** Start of INFORMATION SHOWN **
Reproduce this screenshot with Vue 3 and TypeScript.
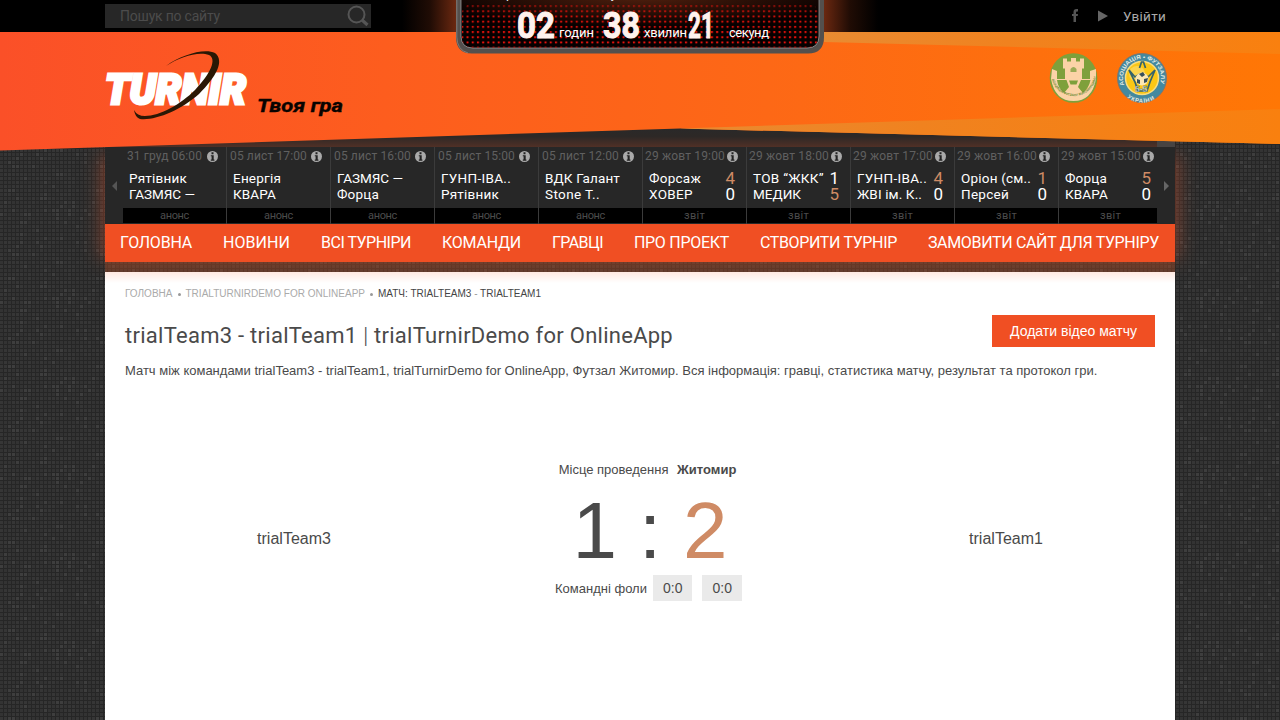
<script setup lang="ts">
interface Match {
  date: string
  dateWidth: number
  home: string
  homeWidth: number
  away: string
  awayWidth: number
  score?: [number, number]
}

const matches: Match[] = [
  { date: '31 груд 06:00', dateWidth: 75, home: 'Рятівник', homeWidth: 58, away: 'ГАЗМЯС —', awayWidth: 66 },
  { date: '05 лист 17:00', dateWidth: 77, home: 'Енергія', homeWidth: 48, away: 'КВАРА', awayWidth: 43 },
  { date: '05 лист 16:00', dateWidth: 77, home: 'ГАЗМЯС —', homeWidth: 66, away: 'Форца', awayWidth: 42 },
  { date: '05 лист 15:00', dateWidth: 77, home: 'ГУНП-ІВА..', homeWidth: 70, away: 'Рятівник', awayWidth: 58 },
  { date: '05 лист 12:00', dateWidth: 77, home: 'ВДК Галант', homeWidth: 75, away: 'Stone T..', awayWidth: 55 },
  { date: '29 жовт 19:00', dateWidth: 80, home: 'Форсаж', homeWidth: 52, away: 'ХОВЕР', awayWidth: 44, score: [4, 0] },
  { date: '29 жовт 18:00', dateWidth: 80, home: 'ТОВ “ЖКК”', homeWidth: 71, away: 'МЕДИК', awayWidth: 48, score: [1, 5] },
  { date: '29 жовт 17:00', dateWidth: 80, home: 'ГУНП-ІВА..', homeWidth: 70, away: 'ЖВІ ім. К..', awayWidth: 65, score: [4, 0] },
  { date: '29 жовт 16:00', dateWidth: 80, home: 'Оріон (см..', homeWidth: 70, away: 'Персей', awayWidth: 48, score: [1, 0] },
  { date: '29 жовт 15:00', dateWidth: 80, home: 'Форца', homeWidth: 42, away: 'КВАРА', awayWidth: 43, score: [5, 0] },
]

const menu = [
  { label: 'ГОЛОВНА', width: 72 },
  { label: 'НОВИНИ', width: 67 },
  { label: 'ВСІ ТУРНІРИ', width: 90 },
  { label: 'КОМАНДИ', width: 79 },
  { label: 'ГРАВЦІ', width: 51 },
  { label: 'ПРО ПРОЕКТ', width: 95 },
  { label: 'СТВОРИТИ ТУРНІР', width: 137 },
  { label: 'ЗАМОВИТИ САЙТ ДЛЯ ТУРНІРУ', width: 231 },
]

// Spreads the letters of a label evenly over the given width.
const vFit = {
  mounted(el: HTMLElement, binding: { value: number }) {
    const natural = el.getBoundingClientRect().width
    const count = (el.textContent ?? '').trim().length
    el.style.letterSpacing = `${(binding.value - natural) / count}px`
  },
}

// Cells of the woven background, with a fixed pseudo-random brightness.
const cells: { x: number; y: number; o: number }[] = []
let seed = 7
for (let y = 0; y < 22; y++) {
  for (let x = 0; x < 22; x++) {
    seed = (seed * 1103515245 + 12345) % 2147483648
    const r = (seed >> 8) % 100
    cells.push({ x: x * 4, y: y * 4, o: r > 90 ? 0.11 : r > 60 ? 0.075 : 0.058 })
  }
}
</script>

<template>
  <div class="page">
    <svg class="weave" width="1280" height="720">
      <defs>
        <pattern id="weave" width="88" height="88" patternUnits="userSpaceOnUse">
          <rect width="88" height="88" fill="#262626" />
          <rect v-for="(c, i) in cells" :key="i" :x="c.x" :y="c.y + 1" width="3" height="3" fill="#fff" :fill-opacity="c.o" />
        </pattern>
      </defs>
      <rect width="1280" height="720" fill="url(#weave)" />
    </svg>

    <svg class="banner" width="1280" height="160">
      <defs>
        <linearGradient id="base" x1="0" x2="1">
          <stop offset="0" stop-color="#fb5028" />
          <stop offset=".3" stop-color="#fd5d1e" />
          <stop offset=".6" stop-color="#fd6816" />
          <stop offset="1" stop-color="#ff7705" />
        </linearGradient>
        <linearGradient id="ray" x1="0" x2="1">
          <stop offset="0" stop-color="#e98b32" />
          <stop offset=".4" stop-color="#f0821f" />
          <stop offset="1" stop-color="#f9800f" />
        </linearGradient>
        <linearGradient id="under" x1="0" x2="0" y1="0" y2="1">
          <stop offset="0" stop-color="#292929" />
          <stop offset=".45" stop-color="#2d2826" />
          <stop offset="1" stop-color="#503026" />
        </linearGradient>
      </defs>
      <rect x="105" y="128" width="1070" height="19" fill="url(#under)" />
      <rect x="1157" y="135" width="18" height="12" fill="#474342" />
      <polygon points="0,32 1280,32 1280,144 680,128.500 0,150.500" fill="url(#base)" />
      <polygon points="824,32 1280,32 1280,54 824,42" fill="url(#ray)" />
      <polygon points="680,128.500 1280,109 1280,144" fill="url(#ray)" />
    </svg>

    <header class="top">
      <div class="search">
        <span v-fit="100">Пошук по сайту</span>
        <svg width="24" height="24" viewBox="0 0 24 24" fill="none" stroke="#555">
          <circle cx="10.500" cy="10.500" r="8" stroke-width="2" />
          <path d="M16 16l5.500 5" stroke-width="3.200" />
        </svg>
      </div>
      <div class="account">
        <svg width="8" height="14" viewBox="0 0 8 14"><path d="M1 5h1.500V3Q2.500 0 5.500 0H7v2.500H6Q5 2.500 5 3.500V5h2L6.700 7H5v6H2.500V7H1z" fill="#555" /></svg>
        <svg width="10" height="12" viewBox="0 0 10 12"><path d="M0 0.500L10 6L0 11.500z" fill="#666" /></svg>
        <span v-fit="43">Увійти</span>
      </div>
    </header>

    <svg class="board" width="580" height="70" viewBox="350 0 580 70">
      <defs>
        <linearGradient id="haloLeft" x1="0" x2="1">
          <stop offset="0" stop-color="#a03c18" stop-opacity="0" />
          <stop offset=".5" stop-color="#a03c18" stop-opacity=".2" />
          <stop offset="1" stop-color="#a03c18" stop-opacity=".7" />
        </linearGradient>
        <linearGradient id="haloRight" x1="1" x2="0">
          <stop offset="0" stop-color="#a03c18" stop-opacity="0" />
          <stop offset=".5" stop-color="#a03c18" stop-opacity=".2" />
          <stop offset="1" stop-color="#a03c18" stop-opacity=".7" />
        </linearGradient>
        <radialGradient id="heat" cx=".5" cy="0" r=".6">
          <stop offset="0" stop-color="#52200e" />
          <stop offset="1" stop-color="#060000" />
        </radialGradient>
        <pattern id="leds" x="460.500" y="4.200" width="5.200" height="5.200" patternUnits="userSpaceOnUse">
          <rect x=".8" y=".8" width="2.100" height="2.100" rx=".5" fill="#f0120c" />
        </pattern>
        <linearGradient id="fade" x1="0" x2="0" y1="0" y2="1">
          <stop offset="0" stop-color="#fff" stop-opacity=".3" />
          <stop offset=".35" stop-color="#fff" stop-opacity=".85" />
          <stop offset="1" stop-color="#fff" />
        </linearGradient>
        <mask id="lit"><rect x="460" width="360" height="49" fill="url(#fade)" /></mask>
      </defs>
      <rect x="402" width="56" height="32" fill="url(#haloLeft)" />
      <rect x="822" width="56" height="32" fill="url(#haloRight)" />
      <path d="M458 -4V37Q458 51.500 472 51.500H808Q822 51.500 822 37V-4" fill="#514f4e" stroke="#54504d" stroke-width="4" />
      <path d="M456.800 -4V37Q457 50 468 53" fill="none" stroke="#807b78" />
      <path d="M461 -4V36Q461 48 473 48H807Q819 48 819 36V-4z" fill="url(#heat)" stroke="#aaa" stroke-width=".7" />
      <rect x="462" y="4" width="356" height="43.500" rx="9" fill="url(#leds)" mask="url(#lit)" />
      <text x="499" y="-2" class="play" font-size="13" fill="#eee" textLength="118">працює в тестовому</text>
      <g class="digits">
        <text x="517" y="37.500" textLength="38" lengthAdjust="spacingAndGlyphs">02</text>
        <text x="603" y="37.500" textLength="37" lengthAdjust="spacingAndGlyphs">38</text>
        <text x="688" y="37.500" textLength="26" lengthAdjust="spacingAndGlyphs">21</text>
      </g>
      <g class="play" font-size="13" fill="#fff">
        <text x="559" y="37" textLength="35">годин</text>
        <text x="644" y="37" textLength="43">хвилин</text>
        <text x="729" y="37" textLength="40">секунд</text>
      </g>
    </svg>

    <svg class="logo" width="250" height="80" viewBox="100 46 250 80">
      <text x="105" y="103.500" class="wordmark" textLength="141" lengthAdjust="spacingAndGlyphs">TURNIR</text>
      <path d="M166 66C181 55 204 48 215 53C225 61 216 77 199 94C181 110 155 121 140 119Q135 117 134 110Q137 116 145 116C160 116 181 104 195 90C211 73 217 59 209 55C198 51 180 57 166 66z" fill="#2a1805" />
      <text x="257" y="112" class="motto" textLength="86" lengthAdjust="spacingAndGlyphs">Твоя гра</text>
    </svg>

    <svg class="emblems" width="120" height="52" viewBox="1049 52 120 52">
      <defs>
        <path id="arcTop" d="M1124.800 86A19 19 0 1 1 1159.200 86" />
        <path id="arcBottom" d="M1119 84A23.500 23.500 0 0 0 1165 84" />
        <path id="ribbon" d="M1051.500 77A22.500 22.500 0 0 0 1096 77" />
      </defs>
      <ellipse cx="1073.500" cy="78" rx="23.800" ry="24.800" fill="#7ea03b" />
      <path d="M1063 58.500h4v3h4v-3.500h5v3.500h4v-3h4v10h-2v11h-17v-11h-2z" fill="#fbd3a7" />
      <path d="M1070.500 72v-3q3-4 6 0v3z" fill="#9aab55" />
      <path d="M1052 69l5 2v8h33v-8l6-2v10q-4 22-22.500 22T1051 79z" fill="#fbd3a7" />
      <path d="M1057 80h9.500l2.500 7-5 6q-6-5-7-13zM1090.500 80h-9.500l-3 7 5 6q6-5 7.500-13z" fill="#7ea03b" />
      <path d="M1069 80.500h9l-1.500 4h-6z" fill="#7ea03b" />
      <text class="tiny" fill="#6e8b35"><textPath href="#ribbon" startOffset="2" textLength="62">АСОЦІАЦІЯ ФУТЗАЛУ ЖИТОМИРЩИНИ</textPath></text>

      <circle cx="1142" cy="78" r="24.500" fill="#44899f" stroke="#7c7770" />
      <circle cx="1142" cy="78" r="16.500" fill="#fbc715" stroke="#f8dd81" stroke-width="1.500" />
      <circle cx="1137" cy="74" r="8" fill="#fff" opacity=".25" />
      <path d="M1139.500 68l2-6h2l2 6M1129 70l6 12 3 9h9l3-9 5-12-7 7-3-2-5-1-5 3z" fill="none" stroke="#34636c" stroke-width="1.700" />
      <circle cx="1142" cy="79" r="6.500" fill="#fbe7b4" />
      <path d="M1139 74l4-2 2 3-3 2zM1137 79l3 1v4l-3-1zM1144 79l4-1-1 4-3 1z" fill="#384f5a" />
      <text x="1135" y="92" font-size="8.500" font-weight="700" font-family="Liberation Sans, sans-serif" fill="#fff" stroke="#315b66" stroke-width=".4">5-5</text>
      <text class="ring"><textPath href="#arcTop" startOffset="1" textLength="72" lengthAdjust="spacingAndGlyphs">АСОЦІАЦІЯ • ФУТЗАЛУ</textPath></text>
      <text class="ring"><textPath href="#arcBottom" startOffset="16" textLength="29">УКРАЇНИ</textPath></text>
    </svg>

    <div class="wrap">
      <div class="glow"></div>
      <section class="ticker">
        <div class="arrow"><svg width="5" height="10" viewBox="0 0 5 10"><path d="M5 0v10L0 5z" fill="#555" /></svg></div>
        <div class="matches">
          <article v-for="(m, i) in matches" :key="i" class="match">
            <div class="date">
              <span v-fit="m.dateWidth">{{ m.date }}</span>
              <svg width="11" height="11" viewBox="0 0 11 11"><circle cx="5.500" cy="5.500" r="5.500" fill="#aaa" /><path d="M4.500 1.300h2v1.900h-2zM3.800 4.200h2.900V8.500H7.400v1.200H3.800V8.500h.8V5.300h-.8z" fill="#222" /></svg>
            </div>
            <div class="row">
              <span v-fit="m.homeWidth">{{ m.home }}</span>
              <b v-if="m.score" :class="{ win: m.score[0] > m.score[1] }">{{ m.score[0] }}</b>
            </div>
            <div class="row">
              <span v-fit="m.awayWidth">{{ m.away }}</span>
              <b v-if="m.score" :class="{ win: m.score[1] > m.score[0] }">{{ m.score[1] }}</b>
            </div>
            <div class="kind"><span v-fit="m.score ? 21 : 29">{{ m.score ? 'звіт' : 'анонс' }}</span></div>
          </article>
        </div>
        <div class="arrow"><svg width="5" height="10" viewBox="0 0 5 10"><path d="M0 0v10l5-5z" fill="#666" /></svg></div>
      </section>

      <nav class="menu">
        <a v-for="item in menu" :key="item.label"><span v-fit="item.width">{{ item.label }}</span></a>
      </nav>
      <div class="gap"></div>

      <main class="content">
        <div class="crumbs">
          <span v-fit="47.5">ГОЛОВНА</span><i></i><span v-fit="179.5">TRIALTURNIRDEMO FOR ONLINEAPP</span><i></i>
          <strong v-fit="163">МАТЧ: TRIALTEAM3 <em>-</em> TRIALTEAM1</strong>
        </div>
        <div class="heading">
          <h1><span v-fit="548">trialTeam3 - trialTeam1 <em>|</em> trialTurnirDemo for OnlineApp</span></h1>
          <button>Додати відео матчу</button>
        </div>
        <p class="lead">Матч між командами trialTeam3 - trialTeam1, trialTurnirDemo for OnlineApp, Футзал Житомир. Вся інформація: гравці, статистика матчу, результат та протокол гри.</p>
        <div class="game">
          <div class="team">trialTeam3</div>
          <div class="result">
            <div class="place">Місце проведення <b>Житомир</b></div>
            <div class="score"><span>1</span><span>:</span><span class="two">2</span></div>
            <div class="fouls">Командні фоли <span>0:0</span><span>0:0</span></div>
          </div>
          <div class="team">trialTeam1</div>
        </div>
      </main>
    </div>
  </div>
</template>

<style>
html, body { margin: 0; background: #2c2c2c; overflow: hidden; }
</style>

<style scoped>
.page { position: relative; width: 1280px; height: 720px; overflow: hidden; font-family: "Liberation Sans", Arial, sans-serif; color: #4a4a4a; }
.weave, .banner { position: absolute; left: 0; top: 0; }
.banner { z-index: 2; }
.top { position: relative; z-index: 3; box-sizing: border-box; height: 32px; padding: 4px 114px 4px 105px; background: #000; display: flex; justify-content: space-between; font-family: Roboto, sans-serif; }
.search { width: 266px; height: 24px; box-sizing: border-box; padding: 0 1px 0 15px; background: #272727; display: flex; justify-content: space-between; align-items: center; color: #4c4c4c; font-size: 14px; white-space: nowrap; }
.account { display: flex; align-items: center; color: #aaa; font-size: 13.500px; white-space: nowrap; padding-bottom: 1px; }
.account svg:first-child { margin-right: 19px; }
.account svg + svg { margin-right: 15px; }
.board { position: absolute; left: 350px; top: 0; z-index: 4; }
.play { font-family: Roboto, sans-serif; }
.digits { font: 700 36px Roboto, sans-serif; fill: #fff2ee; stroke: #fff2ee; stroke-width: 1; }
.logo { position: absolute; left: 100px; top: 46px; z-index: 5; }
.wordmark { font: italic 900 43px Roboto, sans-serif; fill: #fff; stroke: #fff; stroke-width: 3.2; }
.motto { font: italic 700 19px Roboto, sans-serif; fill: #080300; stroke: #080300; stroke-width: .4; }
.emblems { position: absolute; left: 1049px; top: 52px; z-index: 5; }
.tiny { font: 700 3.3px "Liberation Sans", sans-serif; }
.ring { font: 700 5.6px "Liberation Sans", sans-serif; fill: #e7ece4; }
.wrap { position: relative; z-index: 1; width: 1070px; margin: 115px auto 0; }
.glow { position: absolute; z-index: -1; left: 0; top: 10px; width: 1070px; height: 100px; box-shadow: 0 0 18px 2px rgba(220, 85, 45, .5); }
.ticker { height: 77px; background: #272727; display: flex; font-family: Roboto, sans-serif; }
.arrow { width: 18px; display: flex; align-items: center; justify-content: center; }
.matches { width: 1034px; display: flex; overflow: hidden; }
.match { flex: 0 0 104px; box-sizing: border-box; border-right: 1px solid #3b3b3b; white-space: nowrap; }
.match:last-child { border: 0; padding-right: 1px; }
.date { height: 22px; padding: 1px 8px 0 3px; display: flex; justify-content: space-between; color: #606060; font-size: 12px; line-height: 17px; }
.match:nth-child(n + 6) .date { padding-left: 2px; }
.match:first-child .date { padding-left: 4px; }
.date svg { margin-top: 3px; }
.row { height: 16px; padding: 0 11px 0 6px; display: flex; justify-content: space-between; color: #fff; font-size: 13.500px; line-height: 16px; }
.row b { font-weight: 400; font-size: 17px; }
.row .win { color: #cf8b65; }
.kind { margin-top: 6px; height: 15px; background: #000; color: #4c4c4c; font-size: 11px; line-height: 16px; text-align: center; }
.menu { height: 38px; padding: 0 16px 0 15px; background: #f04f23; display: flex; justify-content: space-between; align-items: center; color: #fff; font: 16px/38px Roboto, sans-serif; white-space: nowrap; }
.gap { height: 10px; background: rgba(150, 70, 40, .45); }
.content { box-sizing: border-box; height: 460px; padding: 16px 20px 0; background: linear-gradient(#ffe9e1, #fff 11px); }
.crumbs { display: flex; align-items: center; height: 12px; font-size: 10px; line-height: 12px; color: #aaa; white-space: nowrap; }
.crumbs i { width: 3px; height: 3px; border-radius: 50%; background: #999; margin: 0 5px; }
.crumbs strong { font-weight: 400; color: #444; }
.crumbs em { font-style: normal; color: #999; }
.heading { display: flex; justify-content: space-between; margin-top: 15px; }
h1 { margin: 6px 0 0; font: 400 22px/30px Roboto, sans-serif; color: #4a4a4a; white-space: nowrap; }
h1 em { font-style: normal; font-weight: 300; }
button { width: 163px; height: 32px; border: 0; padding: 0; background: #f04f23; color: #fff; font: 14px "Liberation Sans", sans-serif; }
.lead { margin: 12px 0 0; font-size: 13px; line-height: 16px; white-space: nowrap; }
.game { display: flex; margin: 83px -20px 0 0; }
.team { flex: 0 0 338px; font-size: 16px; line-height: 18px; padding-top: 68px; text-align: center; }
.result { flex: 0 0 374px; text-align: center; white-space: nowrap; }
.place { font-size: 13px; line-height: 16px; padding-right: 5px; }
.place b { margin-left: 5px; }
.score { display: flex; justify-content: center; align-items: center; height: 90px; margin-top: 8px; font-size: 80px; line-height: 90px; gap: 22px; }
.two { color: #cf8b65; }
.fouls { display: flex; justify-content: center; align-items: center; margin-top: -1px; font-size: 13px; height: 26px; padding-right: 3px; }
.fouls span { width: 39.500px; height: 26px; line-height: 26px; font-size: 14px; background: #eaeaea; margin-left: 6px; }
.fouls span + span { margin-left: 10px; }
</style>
** End of INFORMATION SHOWN **
DIRECTIVE: Make a list of all lines in the data that contain "with".

ANSWER FOR THIS EXERCISE:
Reproduce this screenshot with Vue 3 and TypeScript.
// Cells of the woven background, with a fixed pseudo-random brightness.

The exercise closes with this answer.